There are some downsides to 1979 Revolution: Black Friday. For one, this is a rather short game. It’s broken up into nineteen chapters, although some chapters literally run few only a few minutes, and you can whip through an entire playthrough in a couple of hours, although the branching storylines and different outcomes give it some serious replay value. As I said before, the action sequences feature a lot of Quick-Time Events, so if you happen to hate those, well, there’s nothing here to change your mind. Also, while the story is exceptionally well-told, it’s not exactly the great story of triumph you might be looking for.
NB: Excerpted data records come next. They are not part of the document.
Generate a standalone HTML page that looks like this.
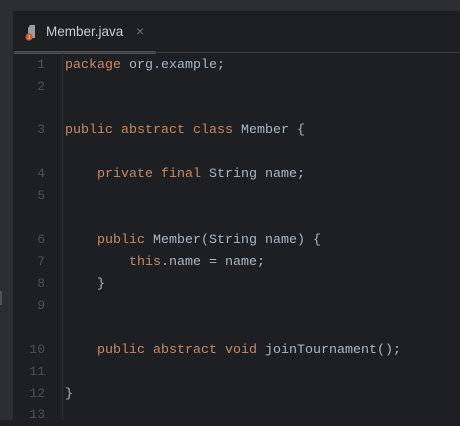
<!DOCTYPE html>
<html><head><style>
body{margin:0;width:460px;height:420px;background:#1e1f22;overflow:hidden;position:relative;font-family:"Liberation Mono",monospace;}
.top{position:absolute;left:0;top:0;width:460px;height:11px;background:#2b2d30;}
.left{position:absolute;left:0;top:11px;width:13px;height:409px;background:#2b2d30;}
.sep{position:absolute;left:13px;top:52px;width:447px;height:1px;background:#393b40;}
.ul{position:absolute;left:14px;top:51px;width:142px;height:3px;background:#4e5157;border-radius:1px;}
.gl{position:absolute;left:62px;top:53px;width:1px;height:367px;background:#2b2d30;}
.tab{position:absolute;left:46px;top:24px;font:13.5px "Liberation Sans",sans-serif;color:#c9ccd1;}
.x{position:absolute;left:136px;top:23px;font:14px "Liberation Sans",sans-serif;color:#6f737a;}
.mark{position:absolute;left:0;top:291px;width:2px;height:14px;background:#4e5157;}
.ln{position:absolute;width:33px;left:12px;text-align:right;color:#4b5059;font-size:13px;line-height:22px;}
.c{position:absolute;left:65px;color:#a9b7c6;font-size:13.33px;line-height:22px;white-space:pre;padding-top:1px;}
.k{color:#c88a62}
</style></head><body>
<div class="top"></div><div class="left"></div><div class="mark"></div>
<svg style="position:absolute;left:25px;top:25px" width="14" height="16" viewBox="0 0 14 16"><path d="M5 0h5v13H3V3z" fill="#9a9ca1"/><circle cx="4" cy="12" r="3.6" fill="#c65a28"/><text x="2.5" y="14" font-size="5" fill="#fff" font-family="Liberation Sans">J</text></svg>
<div class="tab">Member.java</div><div class="x">×</div>
<div class="ul"></div><div class="sep"></div><div class="gl"></div>
<div class="ln" style="top:54px">1</div><div class="c" style="top:54px"><span class="k">package</span> org.example;</div>
<div class="ln" style="top:76px">2</div>
<div class="ln" style="top:119px">3</div><div class="c" style="top:119px"><span class="k">public abstract class</span> Member {</div>
<div class="ln" style="top:163px">4</div><div class="c" style="top:163px">    <span class="k">private final</span> String name;</div>
<div class="ln" style="top:185px">5</div>
<div class="ln" style="top:229px">6</div><div class="c" style="top:229px">    <span class="k">public</span> Member(String name) {</div>
<div class="ln" style="top:251px">7</div><div class="c" style="top:251px">        <span class="k">this</span>.name = name;</div>
<div class="ln" style="top:273px">8</div><div class="c" style="top:273px">    }</div>
<div class="ln" style="top:295px">9</div>
<div class="ln" style="top:339px">10</div><div class="c" style="top:339px">    <span class="k">public abstract void</span> joinTournament();</div>
<div class="ln" style="top:361px">11</div>
<div class="ln" style="top:383px">12</div><div class="c" style="top:383px">}</div>
<div class="ln" style="top:404px">13</div>
</body></html>
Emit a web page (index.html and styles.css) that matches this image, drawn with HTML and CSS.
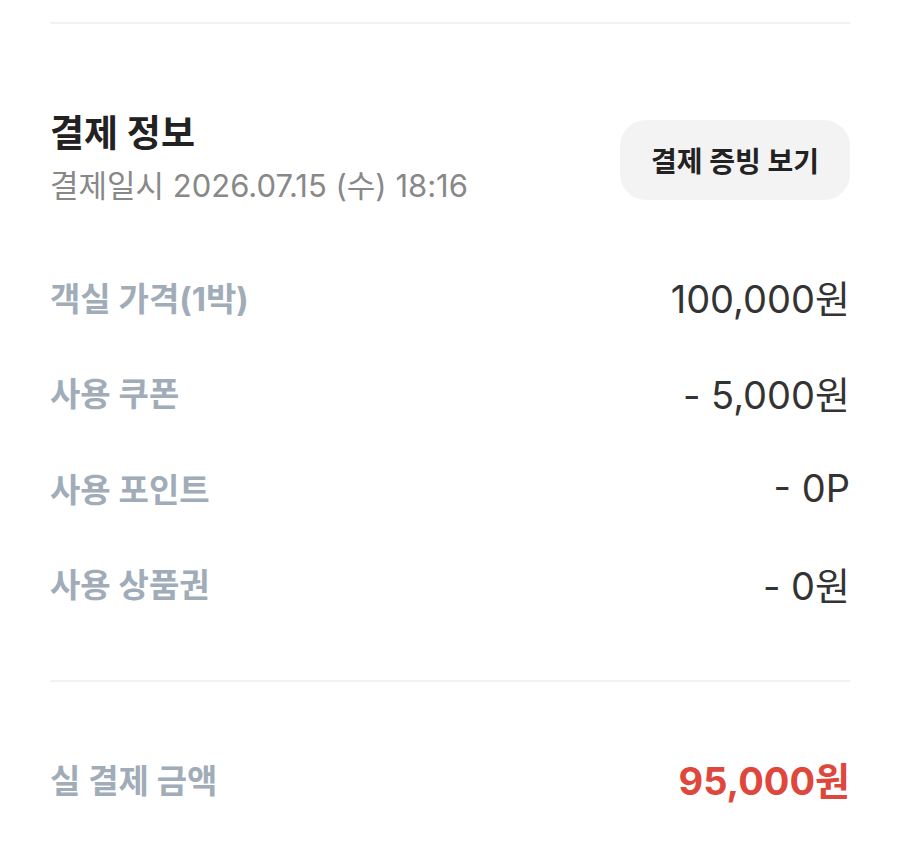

You don’t exactly overcome the Shah’s army and march triumphantly into his palace to depose him, you are very much a bit player in the revolution, and as such, you might not see how exactly you’re helping the cause. That said, it’s a much more realistic depiction of events than what could have been, and I feel it’s more effective because of it.
1979 Revolution: Black Friday is certainly a fascinating concept. There aren’t exactly a ton of games that cover this kind of subject matter, and the gimmicks of varying outcomes and long-term NPC interaction are certainly intriguing. It manages to sit on the fence between being a straight re-telling of factual events and being historical fiction quite well, and the extra reading material about Iran’s culture and the events surrounding the revolution are a nice bonus if you’re interested in that sort of thing. It’s not a long epic game, but at the same time, it certainly doesn’t overstay its welcome and you don’t reach the end and feel like you were shortchanged in terms of plot. If you’re a fan of adventure games, or if the setting piques your interest at all, I’d definitely recommend it, but if you’re not, you’re not quite missing out on a game-changing…um…game.
Current Price – $5.99
Is It Worth It? – If you dig adventure games or if you’re interested in seeing a major world event unfold from their perspective, yes. If not, maybe wait for a sale.